Truth is, I'd been eager to read Ismet Prcic's debut novel ever since I sat in the office of Lauren Wein, the book's editor, and listened to her read aloud from the opening passage.  The book had only recently been released as advance reading copies and, judging from the number of brilliantly hued sticky notes attached to many of the pages, Lauren was still giving this book her extraordinary editorial attentions.  I loved the sound of what she had read to me.  I could not wait to read more.  And then, caught up in the crazy swirl of my own life, I did wait, not buying the book until just recently.

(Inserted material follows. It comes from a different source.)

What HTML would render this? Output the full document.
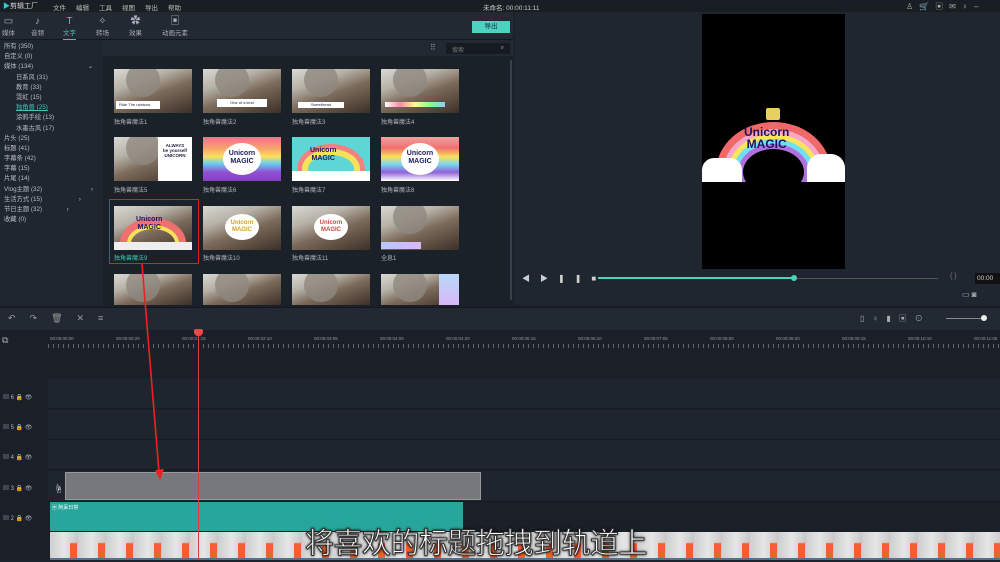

I am only into the early pages at this point. I am not, as I thought I might be, intimidated by the hybrid of forms, techniques, approaches.  The word "propulsive" has been attached to this book, and that it is, but the book is remarkably resonant, too, often funny, surprisingly accessible, despite all that is original and new.  Here is an early-in example:
I love a girl, Melissa.  Her hair oozes like honey.  It's orange in the sun.  She loves me, mati.  She's American.  She goes to church.  She wears a cross right where her freckles disappear into her cleavage.  She volunteers.  She takes forty minutes to scramble eggs over really low heat, but when they're done they explode in your mouth like fireworks, bursts of fatty yolk and coarse salt and cracked pepper and sharp melted cheddar and something called thyme.  She's sharp.  She drives like a lunatic.  She's capable of both warmth and coldness, and just hanging around her to see what it will be that day is worth it.


patti.mallett_pp said...

I have chills. Must read this. Thanks!!

Melissa Sarno said...

I have marked so many passages of this novel (this one included-- the eggs! Oh the eggs...), it is getting a little out of hand. Thanks again for alerting me about this book :)

Anonymous said...

Wow, Beth! Thank you for sharing this. I am off to look it up!